Comb through the entries for "screenshot" and pull out each line that holds it.

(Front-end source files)

..............................

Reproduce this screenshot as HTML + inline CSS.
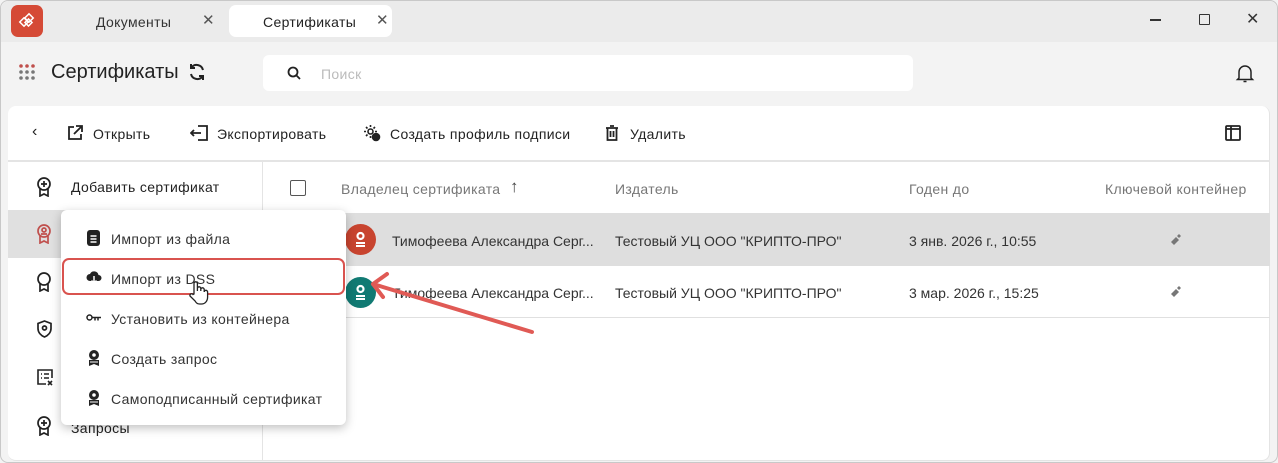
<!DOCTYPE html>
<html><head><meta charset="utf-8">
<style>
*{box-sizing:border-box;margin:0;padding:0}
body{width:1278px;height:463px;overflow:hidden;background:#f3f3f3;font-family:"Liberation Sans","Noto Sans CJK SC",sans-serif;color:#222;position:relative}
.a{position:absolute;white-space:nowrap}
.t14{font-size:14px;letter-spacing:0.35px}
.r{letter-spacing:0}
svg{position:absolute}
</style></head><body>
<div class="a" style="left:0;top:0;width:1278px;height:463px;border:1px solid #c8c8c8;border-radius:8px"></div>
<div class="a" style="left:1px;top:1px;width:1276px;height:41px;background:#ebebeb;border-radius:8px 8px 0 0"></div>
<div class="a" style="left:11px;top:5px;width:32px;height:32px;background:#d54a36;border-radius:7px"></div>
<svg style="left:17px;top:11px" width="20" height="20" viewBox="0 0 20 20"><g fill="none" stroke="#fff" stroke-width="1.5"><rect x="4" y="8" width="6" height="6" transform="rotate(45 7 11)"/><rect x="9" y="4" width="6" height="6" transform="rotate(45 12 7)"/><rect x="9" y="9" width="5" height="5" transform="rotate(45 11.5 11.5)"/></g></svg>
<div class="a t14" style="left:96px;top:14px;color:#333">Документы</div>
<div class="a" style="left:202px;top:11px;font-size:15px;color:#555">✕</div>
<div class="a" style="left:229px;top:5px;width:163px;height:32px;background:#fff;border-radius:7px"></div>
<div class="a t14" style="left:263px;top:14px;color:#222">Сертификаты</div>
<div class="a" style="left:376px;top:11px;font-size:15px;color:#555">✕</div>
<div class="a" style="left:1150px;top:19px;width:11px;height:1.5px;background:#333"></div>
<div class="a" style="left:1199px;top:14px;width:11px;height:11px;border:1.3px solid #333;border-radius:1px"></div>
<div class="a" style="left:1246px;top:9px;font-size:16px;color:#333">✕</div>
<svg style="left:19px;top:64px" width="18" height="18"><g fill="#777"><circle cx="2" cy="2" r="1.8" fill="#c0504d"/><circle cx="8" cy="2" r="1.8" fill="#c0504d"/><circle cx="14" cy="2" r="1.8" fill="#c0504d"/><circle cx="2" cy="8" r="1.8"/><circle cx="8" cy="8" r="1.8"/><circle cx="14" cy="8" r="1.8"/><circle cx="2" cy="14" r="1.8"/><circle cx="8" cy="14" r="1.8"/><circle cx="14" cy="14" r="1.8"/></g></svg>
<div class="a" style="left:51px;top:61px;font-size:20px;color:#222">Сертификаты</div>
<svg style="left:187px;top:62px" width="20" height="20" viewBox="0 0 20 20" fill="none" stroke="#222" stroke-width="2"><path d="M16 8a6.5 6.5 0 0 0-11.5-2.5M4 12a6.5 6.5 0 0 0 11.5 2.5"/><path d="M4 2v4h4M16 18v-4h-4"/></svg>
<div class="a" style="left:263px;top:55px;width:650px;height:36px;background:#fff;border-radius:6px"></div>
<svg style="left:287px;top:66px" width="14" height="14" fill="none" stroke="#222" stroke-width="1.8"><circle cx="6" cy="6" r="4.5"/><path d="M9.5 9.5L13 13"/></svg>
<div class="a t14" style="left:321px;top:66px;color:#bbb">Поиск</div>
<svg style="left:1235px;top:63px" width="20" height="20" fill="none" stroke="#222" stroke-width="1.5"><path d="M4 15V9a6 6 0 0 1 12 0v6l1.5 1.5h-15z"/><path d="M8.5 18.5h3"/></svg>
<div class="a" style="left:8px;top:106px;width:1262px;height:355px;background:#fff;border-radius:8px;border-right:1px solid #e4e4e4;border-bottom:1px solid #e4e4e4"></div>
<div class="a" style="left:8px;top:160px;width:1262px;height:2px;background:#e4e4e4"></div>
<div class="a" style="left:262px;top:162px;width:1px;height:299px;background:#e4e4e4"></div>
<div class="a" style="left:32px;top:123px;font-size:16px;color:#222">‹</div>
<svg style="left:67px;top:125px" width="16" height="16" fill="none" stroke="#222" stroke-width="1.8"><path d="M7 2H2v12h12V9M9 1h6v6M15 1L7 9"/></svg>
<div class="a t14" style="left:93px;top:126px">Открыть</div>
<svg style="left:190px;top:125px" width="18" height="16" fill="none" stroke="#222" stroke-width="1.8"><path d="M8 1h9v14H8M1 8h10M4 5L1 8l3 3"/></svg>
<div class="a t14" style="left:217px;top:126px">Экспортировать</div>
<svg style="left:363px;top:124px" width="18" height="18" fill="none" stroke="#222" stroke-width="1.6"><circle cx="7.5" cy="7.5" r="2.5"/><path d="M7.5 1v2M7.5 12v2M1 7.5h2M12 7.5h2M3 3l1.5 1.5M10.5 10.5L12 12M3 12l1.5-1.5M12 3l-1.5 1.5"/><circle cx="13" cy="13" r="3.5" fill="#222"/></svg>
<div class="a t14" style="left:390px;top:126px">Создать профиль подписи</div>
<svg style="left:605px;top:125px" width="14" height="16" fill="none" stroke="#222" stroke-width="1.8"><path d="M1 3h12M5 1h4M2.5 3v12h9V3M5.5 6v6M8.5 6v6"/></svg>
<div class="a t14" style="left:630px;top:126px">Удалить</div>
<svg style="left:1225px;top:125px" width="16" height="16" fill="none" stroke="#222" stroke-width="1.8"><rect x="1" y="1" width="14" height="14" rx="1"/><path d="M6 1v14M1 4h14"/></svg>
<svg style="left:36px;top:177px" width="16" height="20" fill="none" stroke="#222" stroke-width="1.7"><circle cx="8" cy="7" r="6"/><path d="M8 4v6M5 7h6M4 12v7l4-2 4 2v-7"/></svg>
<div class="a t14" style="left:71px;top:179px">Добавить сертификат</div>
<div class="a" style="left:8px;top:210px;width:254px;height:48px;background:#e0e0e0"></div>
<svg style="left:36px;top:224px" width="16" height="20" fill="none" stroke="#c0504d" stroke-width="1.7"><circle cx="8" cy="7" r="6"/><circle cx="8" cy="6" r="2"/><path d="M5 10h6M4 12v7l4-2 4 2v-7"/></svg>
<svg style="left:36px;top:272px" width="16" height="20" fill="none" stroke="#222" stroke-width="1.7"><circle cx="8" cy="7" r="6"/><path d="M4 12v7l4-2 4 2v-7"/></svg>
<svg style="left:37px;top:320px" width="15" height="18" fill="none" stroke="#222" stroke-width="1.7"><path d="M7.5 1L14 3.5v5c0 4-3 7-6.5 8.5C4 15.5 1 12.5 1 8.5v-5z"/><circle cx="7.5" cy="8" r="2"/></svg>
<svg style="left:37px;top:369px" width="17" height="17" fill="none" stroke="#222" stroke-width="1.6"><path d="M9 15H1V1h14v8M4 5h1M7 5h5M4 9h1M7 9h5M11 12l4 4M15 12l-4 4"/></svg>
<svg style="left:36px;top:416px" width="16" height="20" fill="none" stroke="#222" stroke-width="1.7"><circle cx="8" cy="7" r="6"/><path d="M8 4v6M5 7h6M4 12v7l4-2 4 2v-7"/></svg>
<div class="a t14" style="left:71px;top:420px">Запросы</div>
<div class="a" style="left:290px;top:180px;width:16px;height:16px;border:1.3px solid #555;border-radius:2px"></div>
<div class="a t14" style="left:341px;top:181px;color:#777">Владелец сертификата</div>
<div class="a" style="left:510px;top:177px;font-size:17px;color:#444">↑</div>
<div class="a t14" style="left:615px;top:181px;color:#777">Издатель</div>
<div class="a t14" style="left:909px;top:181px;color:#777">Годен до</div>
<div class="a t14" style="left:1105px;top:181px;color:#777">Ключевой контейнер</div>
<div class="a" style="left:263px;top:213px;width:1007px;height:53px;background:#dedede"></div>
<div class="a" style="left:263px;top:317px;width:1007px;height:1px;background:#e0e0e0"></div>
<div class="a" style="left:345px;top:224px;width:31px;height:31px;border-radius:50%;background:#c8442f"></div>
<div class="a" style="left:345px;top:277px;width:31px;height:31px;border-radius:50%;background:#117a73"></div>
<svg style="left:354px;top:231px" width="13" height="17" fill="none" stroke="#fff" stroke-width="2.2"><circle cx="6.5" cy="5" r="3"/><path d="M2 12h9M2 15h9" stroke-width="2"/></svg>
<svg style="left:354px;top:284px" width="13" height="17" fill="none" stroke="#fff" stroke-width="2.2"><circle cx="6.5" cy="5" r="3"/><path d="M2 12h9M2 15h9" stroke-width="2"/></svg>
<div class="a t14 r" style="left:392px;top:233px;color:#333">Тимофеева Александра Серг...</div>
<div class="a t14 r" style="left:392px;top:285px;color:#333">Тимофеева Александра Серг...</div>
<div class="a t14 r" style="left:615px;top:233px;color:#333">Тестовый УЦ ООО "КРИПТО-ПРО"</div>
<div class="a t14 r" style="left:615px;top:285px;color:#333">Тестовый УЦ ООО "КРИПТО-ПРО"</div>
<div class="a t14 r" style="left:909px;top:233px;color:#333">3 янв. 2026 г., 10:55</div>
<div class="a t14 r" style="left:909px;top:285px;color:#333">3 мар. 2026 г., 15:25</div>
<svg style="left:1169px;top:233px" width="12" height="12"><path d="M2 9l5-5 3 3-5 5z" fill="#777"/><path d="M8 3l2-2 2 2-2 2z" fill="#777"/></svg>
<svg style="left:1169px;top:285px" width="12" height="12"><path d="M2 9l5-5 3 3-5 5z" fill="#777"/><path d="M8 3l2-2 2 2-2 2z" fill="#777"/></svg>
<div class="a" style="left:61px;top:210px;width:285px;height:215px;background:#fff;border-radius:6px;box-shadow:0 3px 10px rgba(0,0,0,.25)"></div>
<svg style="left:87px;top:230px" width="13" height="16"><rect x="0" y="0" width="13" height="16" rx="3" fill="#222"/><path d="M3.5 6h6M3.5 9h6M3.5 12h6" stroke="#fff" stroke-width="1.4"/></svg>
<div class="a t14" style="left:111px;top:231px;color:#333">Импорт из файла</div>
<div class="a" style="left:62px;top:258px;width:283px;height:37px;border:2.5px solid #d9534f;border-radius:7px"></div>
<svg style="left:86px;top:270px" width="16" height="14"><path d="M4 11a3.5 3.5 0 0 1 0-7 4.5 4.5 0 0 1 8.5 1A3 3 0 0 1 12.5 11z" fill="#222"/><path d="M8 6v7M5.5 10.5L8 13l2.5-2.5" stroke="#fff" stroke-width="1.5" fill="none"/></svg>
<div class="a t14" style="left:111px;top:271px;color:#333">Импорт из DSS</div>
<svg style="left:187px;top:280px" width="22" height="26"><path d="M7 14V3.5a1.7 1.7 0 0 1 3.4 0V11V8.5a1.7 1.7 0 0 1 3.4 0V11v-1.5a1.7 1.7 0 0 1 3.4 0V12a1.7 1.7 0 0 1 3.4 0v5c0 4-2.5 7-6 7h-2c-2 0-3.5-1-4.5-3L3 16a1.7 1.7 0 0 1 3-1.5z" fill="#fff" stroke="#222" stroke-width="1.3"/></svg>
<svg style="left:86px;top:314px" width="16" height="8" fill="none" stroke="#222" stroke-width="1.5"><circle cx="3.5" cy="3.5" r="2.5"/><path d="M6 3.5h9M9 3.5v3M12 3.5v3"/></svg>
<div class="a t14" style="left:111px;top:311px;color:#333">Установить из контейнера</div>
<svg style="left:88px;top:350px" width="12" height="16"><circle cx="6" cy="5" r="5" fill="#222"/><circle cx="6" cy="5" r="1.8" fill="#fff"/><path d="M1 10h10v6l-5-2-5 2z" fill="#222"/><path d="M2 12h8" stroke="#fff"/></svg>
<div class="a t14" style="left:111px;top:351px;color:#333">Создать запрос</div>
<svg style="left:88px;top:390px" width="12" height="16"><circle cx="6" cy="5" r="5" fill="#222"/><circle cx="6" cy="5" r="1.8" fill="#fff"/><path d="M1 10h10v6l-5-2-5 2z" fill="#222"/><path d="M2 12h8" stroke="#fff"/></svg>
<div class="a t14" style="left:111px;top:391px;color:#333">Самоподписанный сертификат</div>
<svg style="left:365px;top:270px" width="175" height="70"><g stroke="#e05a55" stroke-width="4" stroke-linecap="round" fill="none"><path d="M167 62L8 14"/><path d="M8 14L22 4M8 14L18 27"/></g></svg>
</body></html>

..............................

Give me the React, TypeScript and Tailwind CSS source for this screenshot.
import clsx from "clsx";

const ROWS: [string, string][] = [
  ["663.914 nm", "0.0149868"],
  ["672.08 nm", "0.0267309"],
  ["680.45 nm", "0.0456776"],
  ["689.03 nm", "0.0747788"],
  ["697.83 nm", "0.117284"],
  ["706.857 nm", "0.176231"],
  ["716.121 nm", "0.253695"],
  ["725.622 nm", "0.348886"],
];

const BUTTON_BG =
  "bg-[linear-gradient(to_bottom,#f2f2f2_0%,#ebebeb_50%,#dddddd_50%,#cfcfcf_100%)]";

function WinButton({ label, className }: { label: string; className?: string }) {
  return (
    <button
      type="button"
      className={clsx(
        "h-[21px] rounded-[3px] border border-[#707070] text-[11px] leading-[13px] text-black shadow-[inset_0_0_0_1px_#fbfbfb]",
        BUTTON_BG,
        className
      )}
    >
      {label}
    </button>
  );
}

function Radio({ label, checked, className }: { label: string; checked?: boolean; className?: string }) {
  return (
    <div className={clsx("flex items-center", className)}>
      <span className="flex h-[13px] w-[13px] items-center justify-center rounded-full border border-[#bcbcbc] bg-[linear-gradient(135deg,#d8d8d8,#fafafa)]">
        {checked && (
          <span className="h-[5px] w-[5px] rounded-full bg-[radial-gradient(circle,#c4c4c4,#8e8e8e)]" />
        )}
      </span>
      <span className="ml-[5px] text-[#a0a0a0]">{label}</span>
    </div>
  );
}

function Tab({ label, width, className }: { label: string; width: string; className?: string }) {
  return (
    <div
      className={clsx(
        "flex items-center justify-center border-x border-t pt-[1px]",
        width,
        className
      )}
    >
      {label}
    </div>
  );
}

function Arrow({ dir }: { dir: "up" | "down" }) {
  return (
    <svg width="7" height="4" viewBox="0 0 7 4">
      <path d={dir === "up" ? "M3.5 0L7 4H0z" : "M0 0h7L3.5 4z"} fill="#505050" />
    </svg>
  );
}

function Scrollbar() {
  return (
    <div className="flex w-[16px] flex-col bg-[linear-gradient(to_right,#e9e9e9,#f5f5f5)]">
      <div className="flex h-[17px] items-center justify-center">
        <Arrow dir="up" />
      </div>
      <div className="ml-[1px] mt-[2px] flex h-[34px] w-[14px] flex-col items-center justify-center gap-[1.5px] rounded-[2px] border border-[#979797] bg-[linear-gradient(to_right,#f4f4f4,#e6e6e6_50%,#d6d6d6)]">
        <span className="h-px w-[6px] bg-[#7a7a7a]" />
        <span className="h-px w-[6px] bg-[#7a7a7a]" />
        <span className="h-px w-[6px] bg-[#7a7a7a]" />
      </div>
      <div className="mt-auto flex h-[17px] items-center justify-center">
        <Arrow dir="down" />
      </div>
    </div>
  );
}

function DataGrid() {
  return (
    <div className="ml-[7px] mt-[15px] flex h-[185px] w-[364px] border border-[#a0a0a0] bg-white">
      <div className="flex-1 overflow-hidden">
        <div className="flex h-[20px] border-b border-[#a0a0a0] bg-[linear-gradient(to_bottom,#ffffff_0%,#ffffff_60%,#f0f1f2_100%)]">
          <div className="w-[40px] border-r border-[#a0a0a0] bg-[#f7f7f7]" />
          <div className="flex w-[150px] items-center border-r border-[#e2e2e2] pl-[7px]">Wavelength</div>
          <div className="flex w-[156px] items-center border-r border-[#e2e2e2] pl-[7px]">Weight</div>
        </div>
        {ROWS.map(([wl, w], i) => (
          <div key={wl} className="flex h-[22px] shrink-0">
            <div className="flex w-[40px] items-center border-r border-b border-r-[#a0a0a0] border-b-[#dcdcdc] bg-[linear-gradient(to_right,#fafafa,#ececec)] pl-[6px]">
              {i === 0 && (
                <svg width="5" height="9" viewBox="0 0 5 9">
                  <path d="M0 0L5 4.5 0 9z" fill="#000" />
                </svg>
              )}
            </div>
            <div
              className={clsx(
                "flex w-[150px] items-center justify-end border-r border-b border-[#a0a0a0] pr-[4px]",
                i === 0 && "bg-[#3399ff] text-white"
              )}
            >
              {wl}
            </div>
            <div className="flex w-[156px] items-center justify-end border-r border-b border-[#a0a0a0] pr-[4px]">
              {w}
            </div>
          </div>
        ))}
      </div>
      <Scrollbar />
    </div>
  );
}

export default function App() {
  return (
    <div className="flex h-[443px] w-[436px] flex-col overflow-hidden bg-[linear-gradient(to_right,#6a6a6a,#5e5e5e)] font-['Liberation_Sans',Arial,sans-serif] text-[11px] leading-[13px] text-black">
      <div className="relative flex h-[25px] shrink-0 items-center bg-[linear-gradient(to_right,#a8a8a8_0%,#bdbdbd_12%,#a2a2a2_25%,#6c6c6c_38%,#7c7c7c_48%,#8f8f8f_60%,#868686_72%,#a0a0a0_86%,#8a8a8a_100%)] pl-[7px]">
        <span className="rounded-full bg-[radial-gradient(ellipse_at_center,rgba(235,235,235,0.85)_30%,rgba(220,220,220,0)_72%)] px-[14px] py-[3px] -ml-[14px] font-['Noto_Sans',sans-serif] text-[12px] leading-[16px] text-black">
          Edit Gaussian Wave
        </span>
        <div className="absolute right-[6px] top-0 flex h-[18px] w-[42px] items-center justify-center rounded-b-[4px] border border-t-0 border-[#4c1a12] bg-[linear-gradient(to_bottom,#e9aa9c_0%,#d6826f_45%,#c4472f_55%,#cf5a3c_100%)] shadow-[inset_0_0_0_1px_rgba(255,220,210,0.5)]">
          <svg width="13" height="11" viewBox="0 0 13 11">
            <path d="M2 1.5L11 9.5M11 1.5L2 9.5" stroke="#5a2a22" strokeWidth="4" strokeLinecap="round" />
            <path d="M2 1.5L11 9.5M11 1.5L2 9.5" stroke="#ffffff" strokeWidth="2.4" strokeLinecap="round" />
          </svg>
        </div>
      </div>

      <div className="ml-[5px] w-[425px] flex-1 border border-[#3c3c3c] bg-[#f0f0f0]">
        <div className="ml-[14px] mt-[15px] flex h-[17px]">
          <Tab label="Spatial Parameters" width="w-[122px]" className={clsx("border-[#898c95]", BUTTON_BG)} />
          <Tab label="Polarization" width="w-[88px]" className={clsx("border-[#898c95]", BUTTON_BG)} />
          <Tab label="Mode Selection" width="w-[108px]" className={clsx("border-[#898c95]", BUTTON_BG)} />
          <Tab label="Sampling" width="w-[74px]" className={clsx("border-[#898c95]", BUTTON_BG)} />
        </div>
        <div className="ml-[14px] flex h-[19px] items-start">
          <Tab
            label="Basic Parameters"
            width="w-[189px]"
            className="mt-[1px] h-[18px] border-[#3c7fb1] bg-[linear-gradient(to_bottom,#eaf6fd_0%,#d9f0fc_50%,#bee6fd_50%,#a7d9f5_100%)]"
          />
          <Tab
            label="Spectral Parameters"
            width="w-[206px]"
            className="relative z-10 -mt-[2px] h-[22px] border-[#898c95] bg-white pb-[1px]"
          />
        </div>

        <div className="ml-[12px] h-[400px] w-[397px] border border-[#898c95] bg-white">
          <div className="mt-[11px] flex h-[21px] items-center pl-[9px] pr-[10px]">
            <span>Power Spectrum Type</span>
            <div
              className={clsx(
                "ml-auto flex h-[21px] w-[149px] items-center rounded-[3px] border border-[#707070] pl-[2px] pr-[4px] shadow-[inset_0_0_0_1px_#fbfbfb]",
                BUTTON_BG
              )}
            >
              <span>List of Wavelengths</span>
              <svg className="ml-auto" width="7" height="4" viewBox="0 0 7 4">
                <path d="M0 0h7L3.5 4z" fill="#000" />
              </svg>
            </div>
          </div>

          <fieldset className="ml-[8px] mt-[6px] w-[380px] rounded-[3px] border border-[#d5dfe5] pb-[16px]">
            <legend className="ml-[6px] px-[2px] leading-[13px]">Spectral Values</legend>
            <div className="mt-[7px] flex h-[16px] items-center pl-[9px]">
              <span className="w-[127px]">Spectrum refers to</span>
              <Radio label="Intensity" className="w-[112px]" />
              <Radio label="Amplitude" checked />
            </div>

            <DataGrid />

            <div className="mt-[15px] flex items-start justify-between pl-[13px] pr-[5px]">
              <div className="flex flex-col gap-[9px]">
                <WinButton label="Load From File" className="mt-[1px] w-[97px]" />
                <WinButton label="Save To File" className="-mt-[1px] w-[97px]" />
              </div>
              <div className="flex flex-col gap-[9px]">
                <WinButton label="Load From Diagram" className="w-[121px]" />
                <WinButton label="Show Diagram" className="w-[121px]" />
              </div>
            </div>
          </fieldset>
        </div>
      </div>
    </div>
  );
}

..............................

Problem solution:
Reproduce this screenshot as HTML + inline CSS.
Give me the React, TypeScript and Tailwind CSS source for this screenshot.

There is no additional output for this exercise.